Waterman era muy bajo; apenas medía un metro sesenta. Tenía una cara pequeña y delicada y el físico, vigoroso y nervudo, de un gimnasta. Sus conocidos lo recuerdan como alguien a quien le costaba relacionarse, muy ingenuo, con un sentido del humor extravagante y una personalidad retraída, casi maníacodepresiva.

«Cuando lo conocí circulaba por el campus con una larga capa negra y unas gafas azules a lo Elton John con una estrella en el puente de la montura —recuerda James Brady, compañero suyo en varias expediciones y amigo de la universidad—. Llevaba una guitarra apedazada con cinta adhesiva y se dedicaba a dar serenatas a cualquiera que quisiera escucharlo. Te cantaba largas canciones en las que, con voz desafinada, contaba sus aventuras. Fairbanks siempre ha atraído a un montón de chalados, pero él era un bicho raro incluso para los parámetros de Alaska. Sí, John parecía de otro planeta. Mucha gente no sabía cómo tratarlo.»

Las posibles causas de la inestabilidad de Waterman no son difíciles de imaginar si se conocen algunos aspectos de su biografía. Guy y Emily Waterman, sus padres, se habían divorciado cuando él era un adolescente. Según una fuente muy próxima a la familia, Guy abandonó prácticamente a sus hijos. «No quiso saber nada más de ellos, algo que tuvo unas consecuencias devastadoras para John. Tras el divorcio, John y su hermano mayor, Bill, fueron a ver a su padre, pero Guy no quiso recibirlos.
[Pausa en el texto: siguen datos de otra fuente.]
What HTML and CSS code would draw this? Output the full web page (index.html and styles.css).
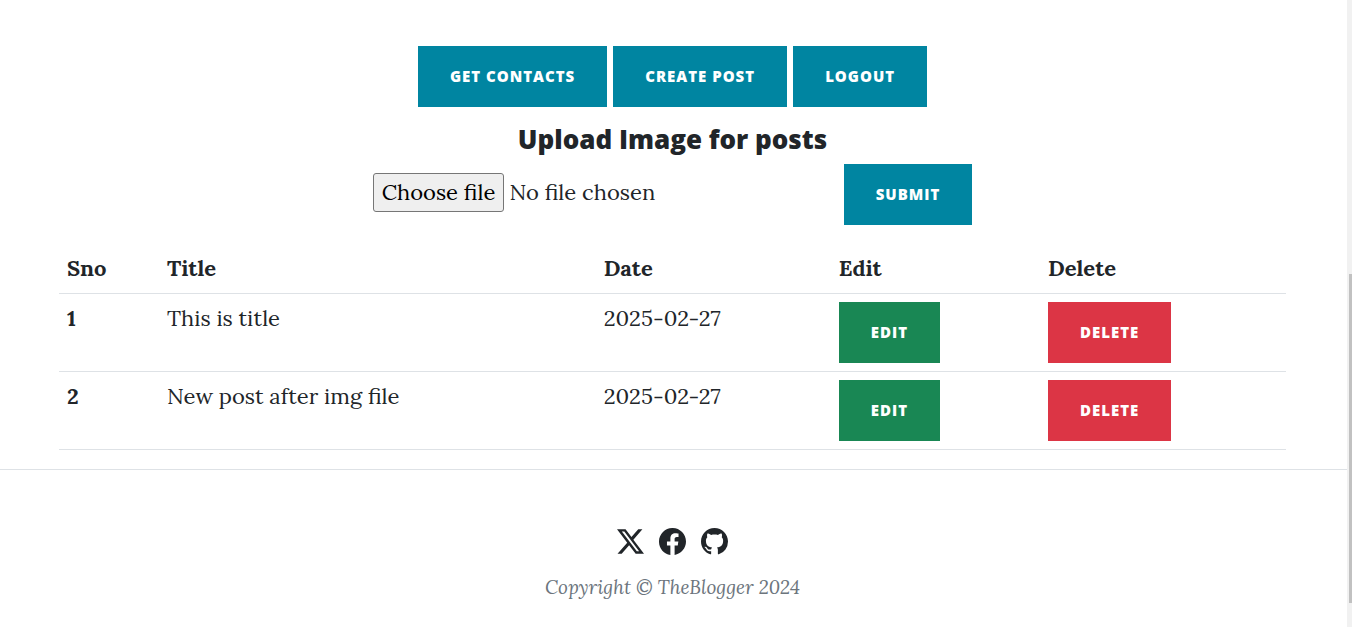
FILE: index.html
```html
<!DOCTYPE html>
<html lang="en">
<head>
<meta charset="utf-8">
<meta name="viewport" content="width=device-width, initial-scale=1">
<title>TheBlogger - Dashboard</title>
<link rel="stylesheet" href="styles.css">
</head>
<body>
<div class="page">
  <main class="container">
    <nav class="actions">
      <a class="btn btn-primary" href="#contacts">Get Contacts</a>
      <a class="btn btn-primary" href="#create">Create Post</a>
      <a class="btn btn-primary" href="#logout">Logout</a>
    </nav>
    <h4 class="heading">Upload Image for posts</h4>
    <form class="upload">
      <label class="file">
        <input class="file-input" type="file">
        <span class="file-button">Choose file</span>
        <span class="file-name">No file chosen</span>
      </label>
      <button class="btn btn-primary" type="button">Submit</button>
    </form>
    <table class="table">
      <colgroup>
        <col class="col-sno"><col class="col-title"><col class="col-date"><col class="col-edit"><col class="col-delete">
      </colgroup>
      <thead>
        <tr><th scope="col">Sno</th><th scope="col">Title</th><th scope="col">Date</th><th scope="col">Edit</th><th scope="col">Delete</th></tr>
      </thead>
      <tbody>
        <tr>
          <th scope="row">1</th><td>This is title</td><td>2025-02-27</td>
          <td><a class="btn btn-success" href="#edit-1">Edit</a></td>
          <td><a class="btn btn-danger" href="#delete-1">Delete</a></td>
        </tr>
        <tr>
          <th scope="row">2</th><td>New post after img file</td><td>2025-02-27</td>
          <td><a class="btn btn-success" href="#edit-2">Edit</a></td>
          <td><a class="btn btn-danger" href="#delete-2">Delete</a></td>
        </tr>
      </tbody>
    </table>
  </main>
  <footer class="footer">
    <div class="social">
      <a href="#x" aria-label="X"><svg viewBox="0 0 16 16"><path d="M12.6.75h2.454l-5.36 6.142L16 15.25h-4.937l-3.867-5.07-4.425 5.07H.316l5.733-6.57L0 .75h5.063l3.495 4.633L12.601.75Zm-.86 13.028h1.36L4.323 2.145H2.865z"/></svg></a>
      <a href="#facebook" aria-label="Facebook"><svg viewBox="0 0 16 16"><path d="M16 8.049c0-4.446-3.582-8.05-8-8.05C3.58 0-.002 3.603-.002 8.05c0 4.017 2.926 7.347 6.75 7.951v-5.625h-2.03V8.05H6.75V6.275c0-2.017 1.195-3.131 3.022-3.131.876 0 1.791.157 1.791.157v1.98h-1.009c-.993 0-1.303.621-1.303 1.258v1.51h2.218l-.354 2.326H9.25V16c3.824-.604 6.75-3.934 6.75-7.951"/></svg></a>
      <a href="#github" aria-label="GitHub"><svg viewBox="0 0 16 16"><path d="M8 0C3.58 0 0 3.58 0 8c0 3.54 2.29 6.53 5.47 7.59.4.07.55-.17.55-.38 0-.19-.01-.82-.01-1.49-2.01.37-2.53-.49-2.69-.94-.09-.23-.48-.94-.82-1.13-.28-.15-.68-.52-.01-.53.63-.01 1.08.58 1.23.82.72 1.21 1.87.87 2.33.66.07-.52.28-.87.51-1.07-1.78-.2-3.64-.89-3.64-3.95 0-.87.31-1.59.82-2.15-.08-.2-.36-1.02.08-2.12 0 0 .67-.21 2.2.82.64-.18 1.32-.27 2-.27s1.36.09 2 .27c1.53-1.04 2.2-.82 2.2-.82.44 1.1.16 1.92.08 2.12.51.56.82 1.27.82 2.15 0 3.07-1.87 3.75-3.65 3.95.29.25.54.73.54 1.48 0 1.07-.01 1.93-.01 2.2 0 .21.15.46.55.38A8.01 8.01 0 0 0 16 8c0-4.42-3.58-8-8-8"/></svg></a>
    </div>
    <p class="copyright">Copyright © TheBlogger 2024</p>
  </footer>
</div>
<div class="scrollbar"><div class="scrollbar-thumb"></div></div>
</body>
</html>
```
FILE: styles.css
```css
*, *::before, *::after { box-sizing: border-box; }

body {
  margin: 0;
  background: #fff;
  color: #212529;
  font-family: Lora, "Liberation Serif", serif;
  font-size: 22px;
  line-height: 33px;
}

.page { margin-right: 5px; }

.container { padding: 46px 61px 19px 59px; }

.actions {
  display: flex;
  justify-content: center;
  gap: 6px;
}

.btn {
  display: inline-block;
  padding: 20px 32px;
  border: 0;
  color: #fff;
  font-family: "Open Sans", sans-serif;
  font-size: 15px;
  font-weight: 800;
  line-height: 21px;
  letter-spacing: 1px;
  text-align: center;
  text-decoration: none;
  text-transform: uppercase;
  vertical-align: top;
}

.btn-primary { background: #0085a1; }
.btn-success { background: #198754; }
.btn-danger { background: #dc3545; }

.heading {
  margin: 16px 0 8px;
  font-family: "Open Sans", sans-serif;
  font-size: 26px;
  font-weight: 800;
  line-height: 33px;
  text-align: center;
}

.upload {
  display: flex;
  justify-content: center;
  align-items: center;
}

.file {
  display: flex;
  align-items: center;
  gap: 5px;
  width: 471px;
  padding-bottom: 4px;
}

.file-input {
  position: absolute;
  width: 1px;
  height: 1px;
  opacity: 0;
}

.file-button {
  padding: 2px 8px;
  border: 1px solid #767676;
  border-radius: 3px;
  background: #efefef;
  color: #000;
}

.table {
  width: 100%;
  margin-top: 19px;
  border-collapse: collapse;
  table-layout: fixed;
}

.col-sno { width: 8.15%; }
.col-title { width: 35.6%; }
.col-date { width: 19.15%; }
.col-edit { width: 17.05%; }

.table th, .table td {
  padding: 8px;
  border-bottom: 1px solid #dee2e6;
  text-align: left;
  vertical-align: top;
}

.footer {
  display: flex;
  flex-direction: column;
  align-items: center;
  padding: 58px 2px 20px 0;
  border-top: 1px solid #dee2e6;
}

.social { display: flex; gap: 15px; }
.social a { color: #212529; }
.social svg {
  display: block;
  width: 27px;
  height: 27px;
  fill: currentColor;
}

.copyright {
  margin: 16px 0 0;
  color: #6c757d;
  font-size: 19px;
  font-style: italic;
  line-height: 33px;
}

.scrollbar {
  position: fixed;
  top: 0;
  right: 0;
  bottom: 0;
  width: 5px;
  padding-left: 2px;
  background: #f1f1f1;
}

.scrollbar-thumb {
  height: 52.5%;
  margin-top: 43.7vh;
  background: #c1c1c1;
}
```
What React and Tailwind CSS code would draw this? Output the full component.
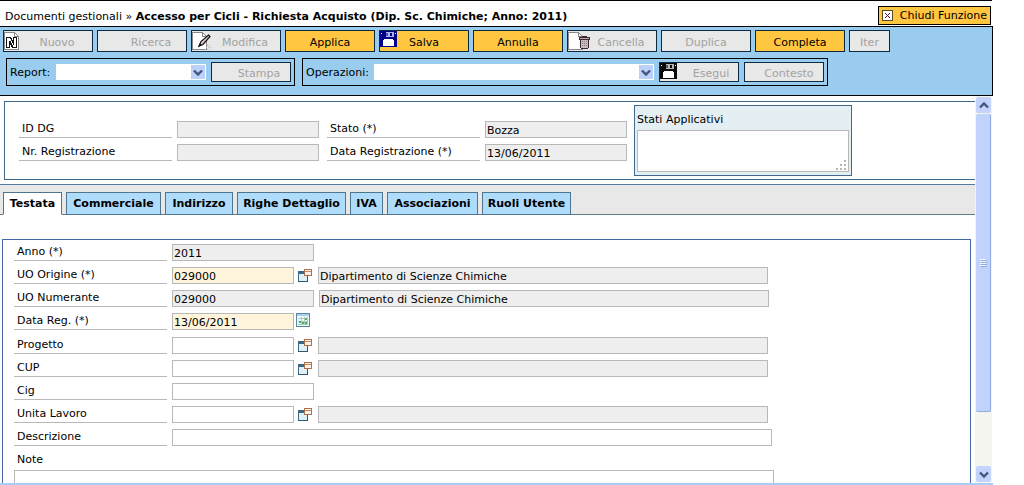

Poco después, John y Bill se fueron a vivir con un tío que tenían en Fairbanks. Recuerdo una ocasión en que John se hizo muchas ilusiones al oír que su padre vendría a escalar a Alaska. Sin embargo, cuando Guy llegó, no hizo el menor esfuerzo para ver a sus hijos; se fue por donde había venido sin molestarse siquiera en visitarlos. John lo pasó muy mal.»

Bill, con quien John mantenía una relación muy estrecha, había perdido una pierna, siendo adolescente, al intentar subirse a un tren de mercancías en marcha. En 1973, envió una enigmática carta a sus familiares en la que aludía muy vagamente a la posibilidad de emprender un largo viaje, y luego desapareció sin dejar rastro. Hasta la fecha nadie sabe qué fue de él. Por otro lado, tras aprender a escalar, John había perdido sucesivamente a ocho amigos íntimos y compañeros de afición, la mayoría en accidentes y alguno por suicidio. No es aventurado suponer que semejante racha de desgracias representó un duro golpe para su mente adolescente.

En marzo de 1978, Waterman se embarcó en lo que fue su expedición más asombrosa: la ascensión en solitario al monte Hunter por el espolón del suroeste, una ruta virgen que ya había hecho desistir a tres equipos de alpinistas de élite. Al escribir sobre la hazaña en la revista
Climbing
, el periodista Glenn Randall contaba que Waterman le había descrito a sus compañeros de escalada como «el viento, la nieve y la muerte».

Cornisas tan frágiles como el merengue sobresalían sobre abismos de 1.500 metros de profundidad. Las paredes verticales de hielo eran tan quebradizas como una cubitera de hielo medio derretida y vuelta a congelar. Conducían a aristas tan estrechas y escarpadas que lo más fácil era subirlas sentado a horcajadas. Había momentos en que el dolor y la soledad eran tan insoportables que perdía el control y se echaba a llorar.

Después de una ascensión agotadora y llena de peligros que duró 81 días, Waterman logró coronar los 4.444 metros de altitud del monte Hunter, un pico de la cordillera de Alaska situado al sur del Denali. Necesitó otras nueve semanas para llevar a cabo el no menos angustioso descenso. En total, Waterman pasó 145 días solo en la montaña. Cuando regresó a la civilización, no tenía ni un centavo. Pidió prestados 20 dólares a Cliff Hudson, el piloto que lo había traído desde las montañas, y volvió a Fairbanks, donde sólo pudo encontrar trabajo de lavaplatos.